Interesting issue. And because it has been of concern to me firsthand, I'd discovered it's not a new topic from my forum and web searches.

People have taken really opposite positions: "Yes, you should use AV-ware; No-- you don't need it and shouldn't."

I finally settled on ESET's Nod32 on my server, and use the Windows Firewall.

One person pretty much had it spot-on though: If the clients are all protected, and you don't have any connection between server and internet for anything more than Windows Updates, you'd think you're well-fortified all around.

But I have family members on my LAN who . . . don't use their common sense. Mom -- almost 90 -- is obsessed with Publisher's Clearinghouse and thinks she's "won" about five times a year -- she doesn't manage her "junk" mail well; and my Bro' -- who used to visit certain "XXX" sites. When Kaspersky told him of a threat, he dismissed the warning and infected his box with all sorts of malware.

Bro wised up. Mom -- I just have to keep an eye on her computer. But I'm inclined to install AV-ware on my server, even if I wouldn't otherwise need to.
 
What do you store on it?

I store files which come from all different type of sources.

Irrelevant. I could purposefully download gigabytes of malware and stash it all on the server and it would pose no more threat to that server than if all I did was download plain boring text files.

Downloading anything is harmless. Data is inert. Execution is the thing to watch out for, and that's why, if you're using the server as a server and not as a client, there's nothing to worry about. And when something is executed, it hoses the system that executes it, not the system that stores it.
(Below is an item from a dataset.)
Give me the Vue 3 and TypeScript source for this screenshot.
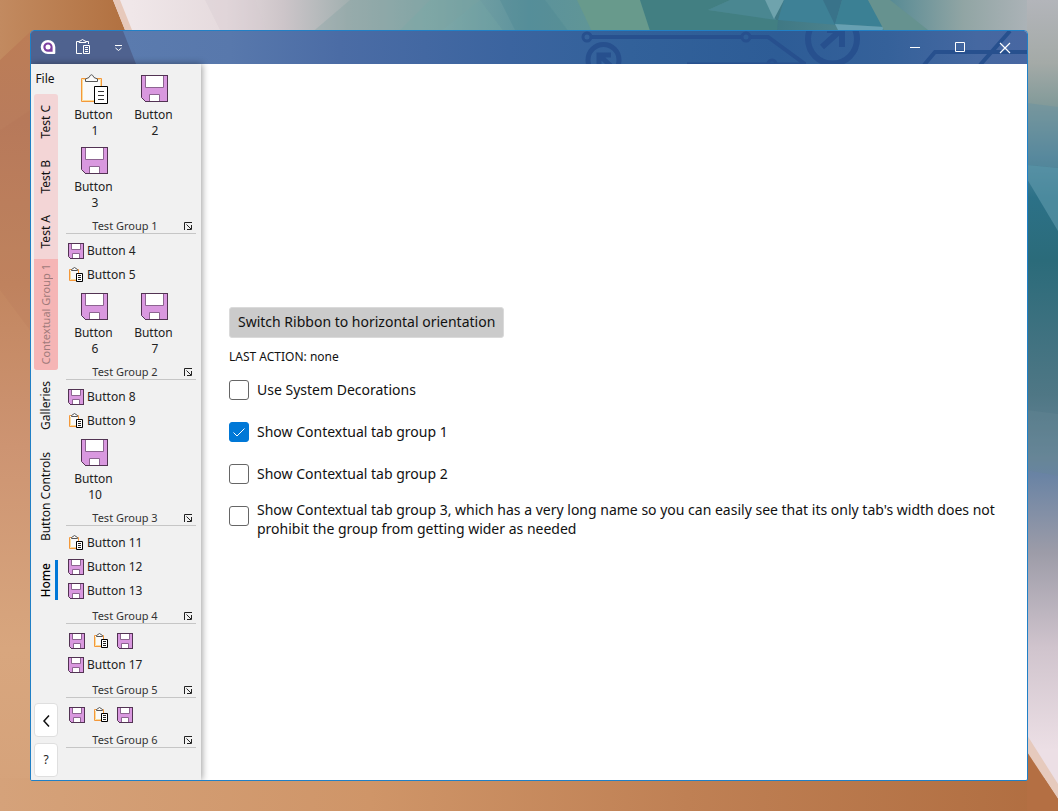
<script setup lang="ts">
import { ref } from 'vue'

type Kind = 'save' | 'paste'
interface RibbonButton { label: string; icon: Kind }
interface Row { size: 'large' | 'small' | 'icon'; buttons: RibbonButton[] }
interface Group { title: string; rows: Row[] }

const b = (n: number, icon: Kind = 'save'): RibbonButton => ({ label: `Button ${n}`, icon })

const groups: Group[] = [
  { title: 'Test Group 1', rows: [{ size: 'large', buttons: [b(1, 'paste'), b(2), b(3)] }] },
  {
    title: 'Test Group 2',
    rows: [
      { size: 'small', buttons: [b(4), b(5, 'paste')] },
      { size: 'large', buttons: [b(6), b(7)] },
    ],
  },
  {
    title: 'Test Group 3',
    rows: [
      { size: 'small', buttons: [b(8), b(9, 'paste')] },
      { size: 'large', buttons: [b(10)] },
    ],
  },
  { title: 'Test Group 4', rows: [{ size: 'small', buttons: [b(11, 'paste'), b(12), b(13)] }] },
  {
    title: 'Test Group 5',
    rows: [
      { size: 'icon', buttons: [b(14), b(15, 'paste'), b(16)] },
      { size: 'small', buttons: [b(17)] },
    ],
  },
  { title: 'Test Group 6', rows: [{ size: 'icon', buttons: [b(18), b(19, 'paste'), b(20)] }] },
]

const contextTabs = ['Test C', 'Test B', 'Test A']
const tabs = ['Galleries', 'Button Controls', 'Home']
const activeTab = ref('Home')
const lastAction = ref('none')

const options = ref([
  { id: 'decorations', label: 'Use System Decorations', checked: false },
  { id: 'group1', label: 'Show Contextual tab group 1', checked: true },
  { id: 'group2', label: 'Show Contextual tab group 2', checked: false },
  {
    id: 'group3',
    label:
      "Show Contextual tab group 3, which has a very long name so you can easily see that its only tab's width does not prohibit the group from getting wider as needed",
    checked: false,
  },
])

const stacked = (label: string) => label.replace(' ', ' \n')
</script>

<template>
  <div class="desktop">
    <svg class="wallpaper" viewBox="0 0 1058 811" preserveAspectRatio="none" aria-hidden="true">
      <defs>
        <linearGradient id="sand" x1="0" y1="0" x2="0" y2="1">
          <stop offset="0" stop-color="#bd7d54" />
          <stop offset="0.15" stop-color="#b97c5c" />
          <stop offset="0.35" stop-color="#c28660" />
          <stop offset="0.55" stop-color="#cd9472" />
          <stop offset="0.8" stop-color="#d8a67e" />
          <stop offset="1" stop-color="#d5a27a" />
        </linearGradient>
        <linearGradient id="crest" x1="0" y1="0" x2="1" y2="0">
          <stop offset="0" stop-color="#c28a60" />
          <stop offset="1" stop-color="#b1703f" />
        </linearGradient>
        <linearGradient id="floor" x1="0" y1="0" x2="1" y2="0">
          <stop offset="0" stop-color="#d5a27a" />
          <stop offset="0.35" stop-color="#cf9568" />
          <stop offset="0.65" stop-color="#bf8054" />
          <stop offset="1" stop-color="#b06d40" />
        </linearGradient>
        <linearGradient id="sky" x1="0" y1="0" x2="1" y2="0">
          <stop offset="0.02" stop-color="#f0e7e9" />
          <stop offset="0.12" stop-color="#e5dadd" />
          <stop offset="0.18" stop-color="#cdc5c9" />
          <stop offset="0.25" stop-color="#a2b0b0" />
          <stop offset="0.34" stop-color="#82a8a8" />
          <stop offset="0.44" stop-color="#5b929c" />
          <stop offset="0.56" stop-color="#649892" />
          <stop offset="0.7" stop-color="#3f7884" />
          <stop offset="0.82" stop-color="#568a94" />
          <stop offset="0.9" stop-color="#91a5a4" />
          <stop offset="1" stop-color="#b8b9c0" />
        </linearGradient>
        <linearGradient id="east" x1="0" y1="0" x2="0" y2="1">
          <stop offset="0" stop-color="#b3b5ba" />
          <stop offset="0.08" stop-color="#a4aaa7" />
          <stop offset="0.13" stop-color="#849b9a" />
          <stop offset="0.2" stop-color="#4d8399" />
          <stop offset="0.25" stop-color="#2c7187" />
          <stop offset="0.33" stop-color="#2b6b7a" />
          <stop offset="0.5" stop-color="#4f7785" />
          <stop offset="0.58" stop-color="#678598" />
          <stop offset="0.6" stop-color="#6983a4" />
          <stop offset="0.7" stop-color="#9d9ca8" />
          <stop offset="0.82" stop-color="#d0c4cd" />
          <stop offset="0.95" stop-color="#ecdfe5" />
        </linearGradient>
      </defs>
      <rect width="1058" height="811" fill="url(#sand)" />
      <rect y="778" width="1058" height="33" fill="url(#floor)" />
      <polygon points="0,0 130,0 130,32 30,32 0,60" fill="url(#crest)" />
      <polygon points="0,130 30,110 30,330 0,290" fill="#a96c50" opacity="0.12" />
      <polygon points="113,0 1058,0 1058,40 129,40" fill="url(#sky)" />
      <polygon points="113,0 120,0 136,40 129,40" fill="#e7c9bb" />
      <polygon points="205,0 255,0 270,40 225,40" fill="#d8ccd0" opacity="0.35" />
      <polygon points="350,0 303,40 430,40 480,0" fill="#7d9f9e" opacity="0.3" />
      <polygon points="430,0 480,0 510,40 390,40" fill="#78aaa6" opacity="0.3" />
      <polygon points="500,0 545,0 575,40 520,40" fill="#4a8592" opacity="0.3" />
      <polygon points="577,0 640,0 653,40 596,40" fill="#689a8c" />
      <polygon points="640,0 730,0 708,10 778,20 776,40 653,40" fill="#427f82" />
      <polygon points="730,0 765,0 776,20 708,10" fill="#4a8791" />
      <polygon points="765,0 784,0 774,19" fill="#6fa3ad" />
      <polygon points="784,0 823,0 838,25 778,20" fill="#3e8196" />
      <polygon points="823,0 842,0 835,25" fill="#39738a" />
      <polygon points="842,0 868,0 884,27 835,24" fill="#3b8094" />
      <polygon points="835,24 884,27 880,34 840,34" fill="#67a0b2" />
      <polygon points="868,0 890,0 928,30 884,30" fill="#66928f" />
      <polygon points="1027,0 1058,0 1058,790 1027,738" fill="url(#east)" />
      <polygon points="1027,103 1058,107 1058,168 1027,165" fill="#6691a2" opacity="0.4" />
      <polygon points="1027,165 1058,168 1058,231 1027,179" fill="#609bae" opacity="0.6" />
      <polygon points="1027,410 1058,414 1058,476 1027,470" fill="#688994" opacity="0.3" />
      <polygon points="1027,735 1058,784 1058,799 1027,752" fill="#e6cabd" />
      <polygon points="1027,752 1058,799 1058,811 1027,811" fill="#b46f43" />
    </svg>

    <div class="window">
      <header class="titlebar">
        <svg class="circuit" viewBox="0 0 996 33" preserveAspectRatio="xMaxYMin slice" aria-hidden="true">
          <defs>
            <linearGradient id="bar" x1="0" y1="0" x2="1" y2="0">
              <stop offset="0.09" stop-color="#5b7bae" />
              <stop offset="0.2" stop-color="#5878ac" />
              <stop offset="0.31" stop-color="#4b6ca5" />
              <stop offset="0.48" stop-color="#3b649f" />
              <stop offset="0.6" stop-color="#32619a" />
              <stop offset="0.75" stop-color="#2d5c96" />
              <stop offset="0.86" stop-color="#35619a" />
              <stop offset="0.95" stop-color="#4568a1" />
              <stop offset="1" stop-color="#4867a2" />
            </linearGradient>
          </defs>
          <rect width="996" height="33" fill="url(#bar)" />
          <polygon points="0,0 92,0 105,33 0,33" fill="#4f628f" />
          <g fill="none" stroke="#27508e" stroke-width="4">
            <path d="M560 6H711M719 6H737L774 33M656 33.500H775M893 34L904 21H996M949 34L979 0" />
            <circle cx="556" cy="6" r="4" stroke-width="3" />
            <circle cx="715" cy="6" r="4" stroke-width="3" />
            <circle cx="741" cy="33" r="4" stroke-width="3" />
            <circle cx="572.500" cy="29" r="15.500" stroke-width="5" />
            <circle cx="801.500" cy="8" r="24.500" stroke-width="6" />
            <path d="M568 36V24H580M568 24L581 36" stroke-width="5" />
            <path d="M791 16L811 -2M811 -4V16M796 -1H811" stroke-width="6" />
          </g>
        </svg>

        <div class="quick">
          <svg class="i16" viewBox="0 0 16 16" role="img" aria-label="Application">
            <path d="M8 1a7.300 7 0 1 0 0 14h6.300a1 1 0 0 0 1-1V8A7.300 7 0 0 0 8 1z" fill="#fff" />
            <path d="M8 3.400a4.700 4.700 0 1 0 0 9.400h4.600V8A4.700 4.700 0 0 0 8 3.400z" fill="#7c3fa0" />
            <circle cx="8" cy="8" r="2.500" fill="#fff" />
          </svg>
          <button class="bare" type="button" aria-label="Paste">
            <svg class="i16" viewBox="0 0 16 16" fill="none" stroke="#fff">
              <path d="M4 2.500H1.500V14.500H7M11 2.500H13.500V5" />
              <path d="M4 3.500V2.500L6 1.500Q7.500 -.5 9 1.500L11 2.500V3.500z" />
              <path d="M8.500 6.500h6v8h-6zM10 8.500h3M10 10.500h3M10 12.500h3" />
            </svg>
          </button>
          <button class="bare" type="button" aria-label="Customize Quick Access Toolbar">
            <svg class="i16" viewBox="0 0 16 16" fill="none" stroke="#fff">
              <path d="M5 6.500h7M5.500 9L8.500 11.500L11.500 9" />
            </svg>
          </button>
        </div>

        <div class="controls">
          <button type="button" aria-label="Minimize">
            <svg class="i16" viewBox="0 0 16 16"><path d="M3 8.500h10" stroke="#fff" /></svg>
          </button>
          <button type="button" aria-label="Maximize">
            <svg class="i16" viewBox="0 0 16 16"><path d="M3.500 3.500h9v9h-9z" fill="none" stroke="#fff" /></svg>
          </button>
          <button type="button" aria-label="Close">
            <svg class="i16" viewBox="0 0 16 16"><path d="M3 4l10 10M13 4l-10 10" fill="none" stroke="#fff" stroke-width="1.200" /></svg>
          </button>
        </div>
      </header>

      <div class="body">
        <aside class="ribbon">
          <nav class="rail">
            <button class="file" type="button">File</button>
            <div class="context">
              <button
                v-for="t in contextTabs"
                :key="t"
                type="button"
                class="tab"
                :class="{ active: activeTab === t }"
                @click="activeTab = t"
              >
                <span class="vert">{{ t }}</span>
              </button>
              <div class="context-title"><span class="vert">Contextual Group 1</span></div>
            </div>
            <button
              v-for="t in tabs"
              :key="t"
              type="button"
              class="tab plain"
              :class="{ active: activeTab === t }"
              @click="activeTab = t"
            >
              <span class="vert">{{ t }}</span>
            </button>
            <div class="rail-end">
              <button class="box" type="button" aria-label="Collapse ribbon">
                <svg class="i16" viewBox="0 0 16 16" fill="none" stroke="#111" stroke-width="1.500">
                  <path d="M11 3.500L6 9L11 14.500" />
                </svg>
              </button>
              <button class="box" type="button" aria-label="Help">?</button>
            </div>
          </nav>

          <div class="groups">
            <section v-for="g in groups" :key="g.title" class="group">
              <div v-for="(row, r) in g.rows" :key="r" class="row" :class="row.size">
                <button
                  v-for="item in row.buttons"
                  :key="item.label"
                  type="button"
                  :aria-label="item.label"
                  @click="lastAction = item.label"
                >
                  <template v-if="row.size === 'large'">
                    <svg v-if="item.icon === 'save'" class="i32" viewBox="0 0 32 32">
                      <path d="M2.500 2.500h26v26H6.500l-4-4z" fill="#d998df" stroke="#523353" />
                      <path d="M6.500 3v11.500h18V3" fill="#fff" stroke="#8d6491" />
                      <path d="M10.500 28v-6.500h10V28" fill="#fff" stroke="#8d6491" />
                      <path d="M2 2.500h27M6 28.500h23" stroke="#523353" />
                    </svg>
                    <svg v-else class="i32" viewBox="0 0 32 32" fill="none">
                      <path d="M3 6h19v22H3z" fill="#fafafa" />
                      <path d="M8 5.500H2.500V28.500H15M17 5.500H22.500V13" stroke="#f4983a" />
                      <path d="M8 6.500H3.500V27.500H15M17 6.500H21.500V13" stroke="#fbdc9c" />
                      <path d="M6.500 8.500V6L10 4.500Q12.500 -1 15 4.500L18.500 6V8.500z" fill="#fafafa" stroke="#555" />
                      <path d="M15.500 13.500h13v17h-13z" fill="#fff" stroke="#000" />
                      <path d="M19 18.500h6M19 22.500h6M19 26.500h6" stroke="#333" />
                    </svg>
                    <span class="two">{{ stacked(item.label) }}</span>
                  </template>
                  <template v-else>
                    <svg v-if="item.icon === 'save'" class="i16" viewBox="0 0 16 16">
                      <path d="M.5.5h15v15H2.500l-2-2z" fill="#d998df" stroke="#523353" />
                      <path d="M3.500 1v5.500h9V1" fill="#fff" stroke="#8d6491" />
                      <path d="M4.500 15v-4.500h7V15" fill="#fff" stroke="#8d6491" />
                      <path d="M0 .5h16M2 15.500h14" stroke="#523353" />
                    </svg>
                    <svg v-else class="i16" viewBox="0 0 16 16" fill="none">
                      <path d="M2 3h9v11H2z" fill="#fafafa" />
                      <path d="M4 2.500H1.500V13.500H8M9 2.500H10.500V6" stroke="#f4983a" />
                      <path d="M2.500 4V12.500H8" stroke="#fbdc9c" />
                      <path d="M3.500 3.500V2.500L5 1.500Q6.500 -.5 8 1.500L9.500 2.500V3.500z" fill="#fafafa" stroke="#555" />
                      <path d="M8.500 6.500h6v8h-6z" fill="#fff" stroke="#000" />
                      <path d="M10 8.500h3M10 10.500h3M10 12.500h3" stroke="#222" />
                    </svg>
                    <span v-if="row.size === 'small'">{{ item.label }}</span>
                  </template>
                </button>
              </div>
              <footer class="group-foot">
                <span>{{ g.title }}</span>
                <button class="launch" type="button" :aria-label="`${g.title} options`">
                  <svg viewBox="0 0 8 8" fill="none" stroke="#222">
                    <path d="M.5 8V.5H8M2.500 2.500L7 7M7.500 3V7.500H3" />
                  </svg>
                </button>
              </footer>
            </section>
          </div>
        </aside>

        <main class="content">
          <button class="switch" type="button">Switch Ribbon to horizontal orientation</button>
          <p class="status">LAST ACTION: {{ lastAction }}</p>
          <label v-for="o in options" :key="o.id" class="check" :for="o.id">
            <input :id="o.id" v-model="o.checked" type="checkbox" />
            <svg v-if="o.checked" class="tick" viewBox="0 0 20 20" aria-hidden="true">
              <path d="M4.500 10.500L8 14L15.500 6.500" fill="none" stroke="#fff" />
            </svg>
            <span>{{ o.label }}</span>
          </label>
        </main>
      </div>
    </div>
  </div>
</template>

<style>
body {
  margin: 0;
}
</style>

<style scoped>
.desktop {
  position: relative;
  display: flex;
  box-sizing: border-box;
  min-height: 100vh;
  padding: 30px;
  font-family: 'Noto Sans', 'Open Sans', sans-serif;
  font-size: 12px;
  line-height: 16px;
  color: #222;
}
.wallpaper {
  position: absolute;
  inset: 0;
  width: 100%;
  height: 100%;
}
button {
  margin: 0;
  padding: 0;
  border: 0;
  background: none;
  color: inherit;
  font: inherit;
}
svg {
  display: block;
  flex: none;
}
.i16 {
  width: 16px;
  height: 16px;
}
.i32 {
  width: 32px;
  height: 32px;
}
.window {
  position: relative;
  flex: 1;
  display: flex;
  flex-direction: column;
  min-width: 0;
  border: 1px solid #2080c6;
  border-radius: 4px 4px 2px 2px;
  background: #fff;
  overflow: hidden;
}
.titlebar {
  position: relative;
  display: flex;
  justify-content: space-between;
  box-sizing: border-box;
  height: 33px;
  padding-bottom: 1px;
}
.circuit {
  position: absolute;
  inset: 0;
  width: 100%;
  height: 100%;
}
.quick {
  position: relative;
  display: flex;
  align-items: center;
  gap: 19px;
  padding-left: 9px;
}
.controls {
  position: relative;
  display: flex;
}
.controls button {
  display: grid;
  place-items: center;
  width: 45px;
}
.body {
  flex: 1;
  display: flex;
}
.ribbon {
  position: relative;
  display: flex;
  flex: none;
  width: 170px;
  background: #f1f1f1;
  box-shadow: 1px 0 7px rgba(0, 0, 0, 0.4);
}
.rail {
  display: flex;
  flex-direction: column;
  width: 24px;
  margin: 0 7px 0 3px;
}
.file {
  height: 30px;
  padding-right: 2px;
  color: #111;
}
.context {
  border-radius: 3px;
  overflow: hidden;
  background: #f3d5d6;
}
.vert {
  writing-mode: vertical-rl;
  transform: rotate(180deg);
  white-space: nowrap;
}
.tab,
.context-title {
  position: relative;
  display: flex;
  align-items: center;
  justify-content: center;
  box-sizing: border-box;
  width: 24px;
  min-height: 55px;
  padding: 10px 0;
  color: #111;
}
.tab.plain {
  padding: 11px 0;
}
.context-title {
  padding: 5px 0;
  background: #f5b5b5;
  color: #a07a7a;
  font-size: 11px;
}
.tab.active {
  font-weight: 500;
  color: #000;
}
.tab.active::after {
  content: '';
  position: absolute;
  top: 8px;
  bottom: 8px;
  right: 0;
  width: 3px;
  background: #0078d7;
}
.rail-end {
  display: grid;
  gap: 6px;
  margin: auto 0 3px;
}
.box {
  display: grid;
  place-items: center;
  height: 34px;
  border: 1px solid #dfdfdf;
  border-radius: 4px;
  background: #fff;
}
.groups {
  flex: 1;
}
.group {
  padding-top: 4px;
}
.row {
  display: flex;
  flex-wrap: wrap;
}
.large button {
  display: flex;
  flex-direction: column;
  align-items: center;
  gap: 2px;
  width: 60px;
  height: 72px;
  padding-top: 5px;
}
.two {
  white-space: pre;
  text-align: center;
}
.small {
  flex-direction: column;
  align-items: flex-start;
}
.small button,
.icon button {
  display: flex;
  align-items: center;
  gap: 3px;
  height: 24px;
  padding: 2px 3px 0;
}
.icon button {
  padding: 2px 4px 0;
}
.group-foot {
  display: flex;
  align-items: flex-end;
  box-sizing: border-box;
  height: 22px;
  margin: 0 5px 0 1px;
  border-bottom: 1px solid #c6c6c6;
  font-size: 11px;
  line-height: 14px;
  color: #333;
}
.group-foot span {
  flex: 1;
  text-align: center;
}
.launch {
  padding: 3px 4px 3px 0;
}
.launch svg {
  width: 8px;
  height: 8px;
}
.content {
  flex: 1;
  display: flex;
  flex-direction: column;
  align-items: flex-start;
  justify-content: center;
  gap: 10px;
  min-width: 0;
  padding: 0 20px 0 28px;
  color: #111;
}
.switch {
  height: 31px;
  padding: 0 8px;
  border: 1px solid #dadada;
  border-radius: 3px;
  background: #cbcbcb;
  font-size: 14px;
}
.status {
  height: 16px;
  margin: 0;
  line-height: 18px;
}
.check {
  display: grid;
  grid-template-columns: 20px 1fr;
  column-gap: 8px;
  align-items: center;
  min-height: 32px;
  font-size: 14px;
  line-height: 19px;
}
.check input {
  grid-area: 1 / 1;
  align-self: start;
  appearance: none;
  box-sizing: border-box;
  width: 20px;
  height: 20px;
  margin: 6px 0 0;
  border: 1px solid #666;
  border-radius: 3px;
  background: #fff;
}
.check input:checked {
  border-color: #0078d7;
  background: #0078d7;
}
.tick {
  grid-area: 1 / 1;
  align-self: start;
  width: 20px;
  height: 20px;
  margin-top: 6px;
  z-index: 1;
  pointer-events: none;
}
.check span {
  grid-area: 1 / 2;
}
</style>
So running a piece of malware on a network drive doesn't hose the system that hosts that network drive, but instead the system that did the running. (That having been said, once the system that runs the malware is compromised, it could be used as a springboard from which to attack the server, but that's a possibility regardless of whether the malware is hosted locally on the client or remotely on the server.)

People have taken really opposite positions: "Yes, you should use AV-ware; No-- you don't need it and shouldn't."
Except one of those positions is couched in ignorance and the other is not. 😉

Again, the threats faced by a server are very different than those by a client, because if the user is not doing things, then that means undesired code execution on a server comes from the exploit of security holes, which, if you keep your server OS and software patched, are 0day affairs, and AV is f---ing useless against those kinds of things. And there's a non-zero cost to AV, and I don't mean financially, in the form of false-positives that more often than not do more damage than the (very limited set of) things that they do protect against.

However, something like EMET would help in the kinds of attack scenarios a server would encounter.
 
Last edited:
Irrelevant. I could purposefully download gigabytes of malware and stash it all on the server and it would pose no more threat to that server than if all I did was download plain boring text files.

Downloading anything is harmless. Data is inert. Execution is the thing to watch out for, and that's why, if you're using the server as a server and not as a client, there's nothing to worry about. And when something is executed, it hoses the system that executes it, not the system that stores it.
Your post makes perfect sense.

That being said, wouldn't it be "better protection" to have something detected before it can even run on a client that has antiwhatever installed on it? I see it as a double layer of protection, right?